_WHAT YOU HAVE TO DO_
Write out, word for word, the stretch of lines beginning at the one with "What React and" and ending at the one with "text-[12px] leading-[13px] text-[#111]", omitting the images.

_MATERIAL FOR THIS EXERCISE_
-*-*-

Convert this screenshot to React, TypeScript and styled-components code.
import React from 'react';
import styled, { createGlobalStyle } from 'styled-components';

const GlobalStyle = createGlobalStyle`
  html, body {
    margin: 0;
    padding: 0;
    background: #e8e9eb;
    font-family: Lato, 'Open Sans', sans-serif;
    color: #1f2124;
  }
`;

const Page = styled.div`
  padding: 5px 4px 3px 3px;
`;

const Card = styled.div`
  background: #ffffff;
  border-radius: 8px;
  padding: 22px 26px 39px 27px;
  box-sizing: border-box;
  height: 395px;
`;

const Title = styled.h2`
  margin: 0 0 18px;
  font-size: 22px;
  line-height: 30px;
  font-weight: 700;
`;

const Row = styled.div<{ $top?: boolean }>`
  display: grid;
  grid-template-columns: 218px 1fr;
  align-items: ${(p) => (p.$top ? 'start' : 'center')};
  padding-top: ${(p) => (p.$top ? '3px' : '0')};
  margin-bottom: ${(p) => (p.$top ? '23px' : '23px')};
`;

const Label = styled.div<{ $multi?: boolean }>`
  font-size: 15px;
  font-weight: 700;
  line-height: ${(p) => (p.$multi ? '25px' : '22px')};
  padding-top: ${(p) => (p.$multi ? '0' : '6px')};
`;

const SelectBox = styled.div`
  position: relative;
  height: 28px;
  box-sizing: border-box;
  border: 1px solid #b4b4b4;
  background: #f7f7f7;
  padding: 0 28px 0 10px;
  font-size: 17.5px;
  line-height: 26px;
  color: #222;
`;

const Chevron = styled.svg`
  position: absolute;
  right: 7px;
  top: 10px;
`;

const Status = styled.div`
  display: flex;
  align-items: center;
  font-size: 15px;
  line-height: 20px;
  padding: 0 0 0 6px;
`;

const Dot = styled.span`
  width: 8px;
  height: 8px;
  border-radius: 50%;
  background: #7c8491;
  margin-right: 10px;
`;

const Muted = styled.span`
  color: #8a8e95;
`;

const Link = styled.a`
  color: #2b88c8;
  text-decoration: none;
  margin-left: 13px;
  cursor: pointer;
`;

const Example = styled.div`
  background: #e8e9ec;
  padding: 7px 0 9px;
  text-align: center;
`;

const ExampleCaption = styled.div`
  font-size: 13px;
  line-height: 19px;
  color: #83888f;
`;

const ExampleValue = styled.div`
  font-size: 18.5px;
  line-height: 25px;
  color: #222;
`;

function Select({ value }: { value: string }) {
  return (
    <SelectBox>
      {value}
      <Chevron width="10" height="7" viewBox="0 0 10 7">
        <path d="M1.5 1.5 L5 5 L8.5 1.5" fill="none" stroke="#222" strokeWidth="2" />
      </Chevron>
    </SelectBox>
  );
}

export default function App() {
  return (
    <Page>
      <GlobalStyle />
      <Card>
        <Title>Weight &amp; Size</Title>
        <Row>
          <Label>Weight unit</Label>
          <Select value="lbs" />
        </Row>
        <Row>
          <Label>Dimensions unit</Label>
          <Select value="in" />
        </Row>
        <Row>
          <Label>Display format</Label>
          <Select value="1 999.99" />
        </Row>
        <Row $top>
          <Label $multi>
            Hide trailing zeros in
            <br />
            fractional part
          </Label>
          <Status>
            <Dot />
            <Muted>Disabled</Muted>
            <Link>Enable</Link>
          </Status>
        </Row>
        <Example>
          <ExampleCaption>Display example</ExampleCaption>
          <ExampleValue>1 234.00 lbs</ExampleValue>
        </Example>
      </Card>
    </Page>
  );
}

-*-*-

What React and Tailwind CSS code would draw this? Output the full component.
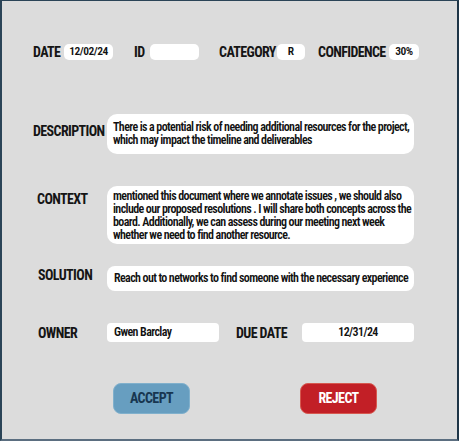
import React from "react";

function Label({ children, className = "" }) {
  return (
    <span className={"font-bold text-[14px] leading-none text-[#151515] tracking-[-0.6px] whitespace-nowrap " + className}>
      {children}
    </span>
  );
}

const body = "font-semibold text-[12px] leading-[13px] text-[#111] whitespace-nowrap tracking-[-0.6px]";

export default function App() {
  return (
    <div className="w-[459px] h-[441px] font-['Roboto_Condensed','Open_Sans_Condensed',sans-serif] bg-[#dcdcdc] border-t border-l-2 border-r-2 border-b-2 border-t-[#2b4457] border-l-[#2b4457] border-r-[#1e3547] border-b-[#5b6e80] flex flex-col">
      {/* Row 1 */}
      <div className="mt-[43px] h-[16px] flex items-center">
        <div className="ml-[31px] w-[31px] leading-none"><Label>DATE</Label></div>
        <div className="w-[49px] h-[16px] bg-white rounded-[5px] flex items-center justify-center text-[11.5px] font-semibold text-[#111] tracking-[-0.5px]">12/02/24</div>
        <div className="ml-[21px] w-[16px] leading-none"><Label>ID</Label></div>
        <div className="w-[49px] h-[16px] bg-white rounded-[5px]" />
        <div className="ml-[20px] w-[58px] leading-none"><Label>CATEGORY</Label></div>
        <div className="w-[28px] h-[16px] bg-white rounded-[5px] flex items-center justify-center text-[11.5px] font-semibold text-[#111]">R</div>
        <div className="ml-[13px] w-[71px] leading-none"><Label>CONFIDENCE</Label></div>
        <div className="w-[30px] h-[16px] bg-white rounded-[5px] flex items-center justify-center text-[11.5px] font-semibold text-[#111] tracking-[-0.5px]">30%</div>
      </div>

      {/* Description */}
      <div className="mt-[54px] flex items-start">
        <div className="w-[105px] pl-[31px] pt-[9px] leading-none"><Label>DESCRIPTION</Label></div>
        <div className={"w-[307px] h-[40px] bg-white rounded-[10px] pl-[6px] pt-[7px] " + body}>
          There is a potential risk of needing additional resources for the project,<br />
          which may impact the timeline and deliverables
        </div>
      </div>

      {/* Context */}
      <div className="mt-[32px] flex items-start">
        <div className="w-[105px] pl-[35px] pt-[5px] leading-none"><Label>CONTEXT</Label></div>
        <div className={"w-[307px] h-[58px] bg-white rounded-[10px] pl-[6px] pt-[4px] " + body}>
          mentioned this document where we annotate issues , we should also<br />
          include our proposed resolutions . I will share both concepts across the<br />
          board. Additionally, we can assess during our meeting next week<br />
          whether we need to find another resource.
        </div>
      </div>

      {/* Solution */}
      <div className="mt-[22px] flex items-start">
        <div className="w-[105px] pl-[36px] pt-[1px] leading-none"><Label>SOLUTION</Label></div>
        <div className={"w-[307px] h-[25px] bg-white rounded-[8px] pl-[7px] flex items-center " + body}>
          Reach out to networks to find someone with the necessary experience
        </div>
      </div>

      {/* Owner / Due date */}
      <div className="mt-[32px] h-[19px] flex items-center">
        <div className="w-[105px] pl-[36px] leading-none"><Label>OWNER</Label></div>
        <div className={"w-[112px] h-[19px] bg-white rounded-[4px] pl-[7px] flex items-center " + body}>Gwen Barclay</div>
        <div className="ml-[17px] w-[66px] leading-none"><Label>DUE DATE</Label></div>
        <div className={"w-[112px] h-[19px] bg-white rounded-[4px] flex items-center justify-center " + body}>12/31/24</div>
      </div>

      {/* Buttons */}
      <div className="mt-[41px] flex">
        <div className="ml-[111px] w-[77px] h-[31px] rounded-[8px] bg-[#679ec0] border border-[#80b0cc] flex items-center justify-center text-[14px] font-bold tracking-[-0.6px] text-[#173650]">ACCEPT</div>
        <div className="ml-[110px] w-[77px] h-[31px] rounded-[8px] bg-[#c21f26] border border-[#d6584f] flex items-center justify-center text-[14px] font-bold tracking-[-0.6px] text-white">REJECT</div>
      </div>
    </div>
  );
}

-*-*-

_COMPLETE RESPONSE_
What React and Tailwind CSS code would draw this? Output the full component.
import React from "react";

function Label({ children, className = "" }) {
  return (
    <span className={"font-bold text-[14px] leading-none text-[#151515] tracking-[-0.6px] whitespace-nowrap " + className}>
      {children}
    </span>
  );
}

const body = "font-semibold text-[12px] leading-[13px] text-[#111] whitespace-nowrap tracking-[-0.6px]";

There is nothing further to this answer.